Table 1.18. Options for High Availability Messaging Cluster
| Options for High Availability Messaging Cluster | |
|---|---|
--ha-cluster yes|no
| Set to "yes" to have the broker join a cluster. |
--ha-brokers URL
|
URL use by brokers to connect to each other. The URL lists the addresses of
all the brokers in the cluster
[a]
in the following form:
url = ["amqp:"][ user ["/" password] "@" ] addr ("," addr)*
addr = tcp_addr / rmda_addr / ssl_addr / ...
tcp_addr = ["tcp:"] host [":" port]
rdma_addr = "rdma:" host [":" port]
ssl_addr = "ssl:" host [":" port]'
|
--ha-public-brokers URL | URL used by clients to connect to the brokers in the same format as --ha-brokers above. Use this option if you want client traffic on a different network from broker replication traffic. If this option is not set, clients will use the same URL as brokers. |
|
--ha-username --ha-password --ha-mechanism |
Brokers use USER,
PASS, MECH to
authenticate when connecting to each other.
|
[a] If the resource manager supports virtual IP addresses then the URL can contain just the single virtual IP. | |
To configure a cluster you must set at least ha-cluster and ha-brokers
To create a replicated queue or exchange, pass the argument qpid.replicate when creating the queue or exchange. It should have one of the following three values:
Bindings are automatically replicated if the queue and exchange being bound both have replication argument of all or confguration, they are not replicated otherwise. You can create replicated queues and exchanges with the qpid-config management tool like this:
qpid-config add queue myqueue --replicate all
To create replicated queues and exchangs via the client API, add a node entry to the address like this:
"myqueue;{create:always,node:{x-declare:{arguments:{'qpid.replicate':all}}}}"
Clients can only connect to the single primary broker. All other brokers in the cluster are backups, and they automatically reject any attempt by a client to connect.
Clients are configured with the addreses of all of the brokers in the cluster. [1] When the client tries to connect initially, it will try all of its addresses until it successfully connects to the primary. If the primary fails, clients will try to try to re-connect to all the known brokers until they find the new primary.

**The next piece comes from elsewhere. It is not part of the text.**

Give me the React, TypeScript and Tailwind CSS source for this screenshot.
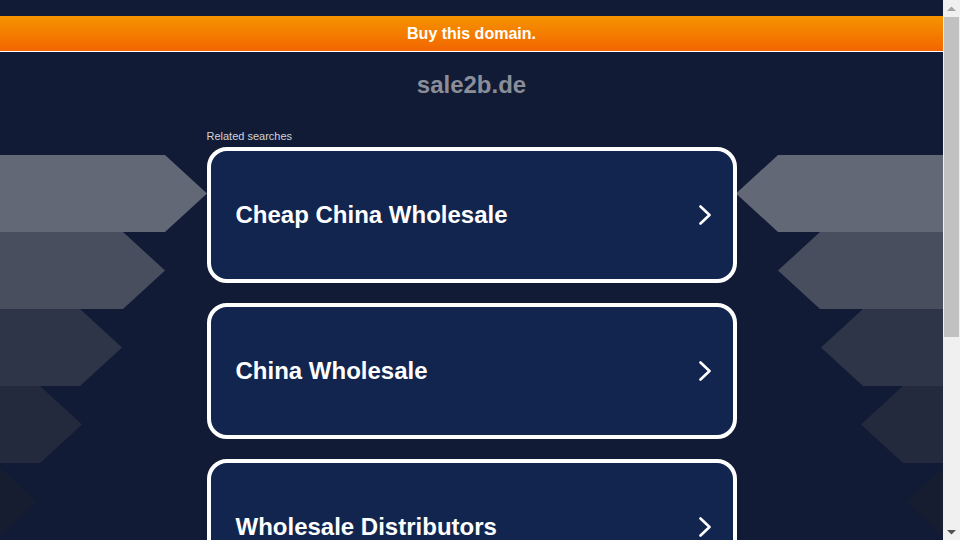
const searches = ["Cheap China Wholesale", "China Wholesale", "Wholesale Distributors"];

// left arrows: [right edge of body, colour]; right side is mirrored
const arrows = [
  { y: 155, end: 165, color: "#636877" },
  { y: 232, end: 123, color: "#494e5f" },
  { y: 309, end: 80, color: "#2f3548" },
  { y: 386, end: 40, color: "#232a3d" },
  { y: 463, end: -5, color: "#171d31" },
];

const Backdrop = () => (
  <svg className="absolute inset-0" width="943" height="540" viewBox="0 0 943 540">
    {arrows.map((a) => {
      const h = 77;
      const tip = a.end + 42;
      const left = `0,${a.y} ${a.end},${a.y} ${tip},${a.y + h / 2} ${a.end},${a.y + h} 0,${a.y + h}`;
      const right = `943,${a.y} ${943 - a.end},${a.y} ${943 - tip},${a.y + h / 2} ${943 - a.end},${a.y + h} 943,${a.y + h}`;
      return (
        <g key={a.y}>
          <polygon points={left} fill={a.color} />
          <polygon points={right} fill={a.color} />
        </g>
      );
    })}
  </svg>
);

const Scrollbar = () => (
  <div className="w-[17px] h-[540px] bg-[#f0f0f0] flex flex-col items-center">
    <div className="h-[17px] flex items-center justify-center">
      <svg width="9" height="6" viewBox="0 0 9 6">
        <polygon points="0,5 4.5,0.5 9,5" fill="#a3a3a3" />
      </svg>
    </div>
    <div className="w-[15px] h-[320px] bg-[#c1c1c1]" />
    <div className="flex-1" />
    <div className="h-[17px] flex items-center justify-center">
      <svg width="9" height="6" viewBox="0 0 9 6">
        <polygon points="0,1 9,1 4.5,5.5" fill="#505050" />
      </svg>
    </div>
  </div>
);

const App = () => {
  return (
    <div className="flex w-[960px] h-[540px] overflow-hidden font-['Liberation_Sans',Arial,sans-serif]">
      <div className="relative w-[943px] h-[540px] bg-[#111b35] overflow-hidden">
        <Backdrop />
        <div className="relative flex flex-col">
          <div className="h-4" />
          {/* Buy banner */}
          <div className="h-[36px] bg-gradient-to-b from-[#f59300] to-[#f26500] border-b border-white flex items-center justify-center">
            <span className="text-white font-bold text-[16px]">Buy this domain.</span>
          </div>
          <div className="h-[64px] flex items-center justify-center pt-[2px]">
            <span className="text-[#8a8e98] font-bold text-[24px]">sale2b.de</span>
          </div>

          <div className="w-[530px] mx-auto flex flex-col pt-[14px]">
            <div className="text-[#d0d3da] text-[11px] leading-[13px] h-[15px] mb-[2px]">Related searches</div>
            <div className="flex flex-col gap-5">
              {searches.map((s) => (
                <a
                  key={s}
                  className="h-[136px] rounded-[20px] border-4 border-white bg-[#12254f] flex items-center justify-between pl-[25px] pr-[22px]"
                >
                  <span className="text-white font-bold text-[24px]">{s}</span>
                  <svg width="12" height="20" viewBox="0 0 12 20">
                    <polyline
                      points="1.5,1.5 10.5,10 1.5,18.5"
                      fill="none"
                      stroke="white"
                      strokeWidth="2.6"
                      strokeLinecap="round"
                      strokeLinejoin="round"
                    />
                  </svg>
                </a>
              ))}
            </div>
          </div>
        </div>
      </div>
      <Scrollbar />
    </div>
  );
};

export default App;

Suppose your cluster has 3 nodes: node1, node2 and node3 all using the default AMQP port.
With the C++ client, you specify all the cluster addresses in a single URL, for example:
qpid::messaging::Connection c("node1:node2:node3");
With the python client, you specify reconnect=True and a list of host:port addresses as reconnect_urls when calling establish or open
connection = qpid.messaging.Connection.establish("node1", reconnect=True, "reconnect_urls=["node1", "node2", "node3"])
Broker fail-over is managed by a cluster resource manager. The initial preview version of HA is not integrated with a resource manager, the production version will be integrated with rgmanager and it may be integrated with other resource managers in the future.

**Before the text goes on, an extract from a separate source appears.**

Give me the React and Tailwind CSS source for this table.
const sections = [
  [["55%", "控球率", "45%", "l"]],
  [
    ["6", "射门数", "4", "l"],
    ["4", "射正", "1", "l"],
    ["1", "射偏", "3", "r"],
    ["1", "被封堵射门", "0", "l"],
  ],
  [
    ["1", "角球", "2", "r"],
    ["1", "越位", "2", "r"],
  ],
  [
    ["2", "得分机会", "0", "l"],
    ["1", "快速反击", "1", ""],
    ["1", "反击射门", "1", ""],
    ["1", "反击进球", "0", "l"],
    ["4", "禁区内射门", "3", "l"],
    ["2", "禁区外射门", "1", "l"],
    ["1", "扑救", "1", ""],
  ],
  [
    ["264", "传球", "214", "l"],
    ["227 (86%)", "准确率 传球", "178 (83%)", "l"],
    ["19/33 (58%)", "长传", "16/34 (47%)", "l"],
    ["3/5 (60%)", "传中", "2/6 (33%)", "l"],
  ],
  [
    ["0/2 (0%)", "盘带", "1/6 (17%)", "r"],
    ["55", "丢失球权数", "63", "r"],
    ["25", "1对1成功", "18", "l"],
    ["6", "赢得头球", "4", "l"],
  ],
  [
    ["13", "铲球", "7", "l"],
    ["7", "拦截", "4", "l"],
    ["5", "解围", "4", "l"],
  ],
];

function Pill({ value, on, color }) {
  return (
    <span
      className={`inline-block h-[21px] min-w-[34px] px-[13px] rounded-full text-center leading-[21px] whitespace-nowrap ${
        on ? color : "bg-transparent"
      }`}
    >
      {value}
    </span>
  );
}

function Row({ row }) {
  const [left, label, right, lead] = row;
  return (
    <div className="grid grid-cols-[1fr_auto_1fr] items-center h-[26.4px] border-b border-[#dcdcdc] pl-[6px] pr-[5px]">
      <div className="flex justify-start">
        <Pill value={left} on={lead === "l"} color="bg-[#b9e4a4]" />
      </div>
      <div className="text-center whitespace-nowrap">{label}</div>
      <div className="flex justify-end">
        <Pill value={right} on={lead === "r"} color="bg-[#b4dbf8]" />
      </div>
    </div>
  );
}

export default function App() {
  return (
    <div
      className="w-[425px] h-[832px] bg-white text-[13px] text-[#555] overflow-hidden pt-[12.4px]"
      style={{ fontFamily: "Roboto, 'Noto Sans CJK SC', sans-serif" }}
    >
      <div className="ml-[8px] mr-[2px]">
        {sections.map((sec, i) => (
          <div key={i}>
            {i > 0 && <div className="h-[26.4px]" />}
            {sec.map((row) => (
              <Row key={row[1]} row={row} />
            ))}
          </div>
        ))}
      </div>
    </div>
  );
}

The resource manager is responsible for ensuring that there is exactly one broker is acting as primary at all times. It selects the initial primary broker when the cluster is started, detects failure of the primary, and chooses the backup to promote as the new primary.
You can simulate the actions of a resource manager, or indeed do your own integration with a resource manager using the qpid-ha tool. The command
qpid-ha promote -bhost:port
will promote the broker listening on
host:port to be the primary.
You should only promote a broker to primary when there is no other primary in the
cluster. The brokers will not detect multiple primaries, they rely on the resource
manager to do that.
A clustered broker always starts initially in discovery mode. It uses the addresses configured in the ha-brokers configuration option and tries to connect to each in turn until it finds to the primary. The resource manager is responsible for choosing on of the backups to promote as the initial primary.
If the primary fails, all the backups are disconnected and return to discovery mode. The resource manager chooses one to promote as the new primary. The other backups will eventually discover the new primary and reconnect.
You can connect to a backup broker with the administrative tool qpid-ha. You can also connect with the tools qpid-config, qpid-route and qpid-stat if you pass the flag --ha-admin on the command line. If you do connect to a backup you should not modify any of the replicated queues, as this will disrupt the replication and may result in message loss.
[1] If the resource manager supports virtual IP addresses then the clients can be configured with a single virtual IP address.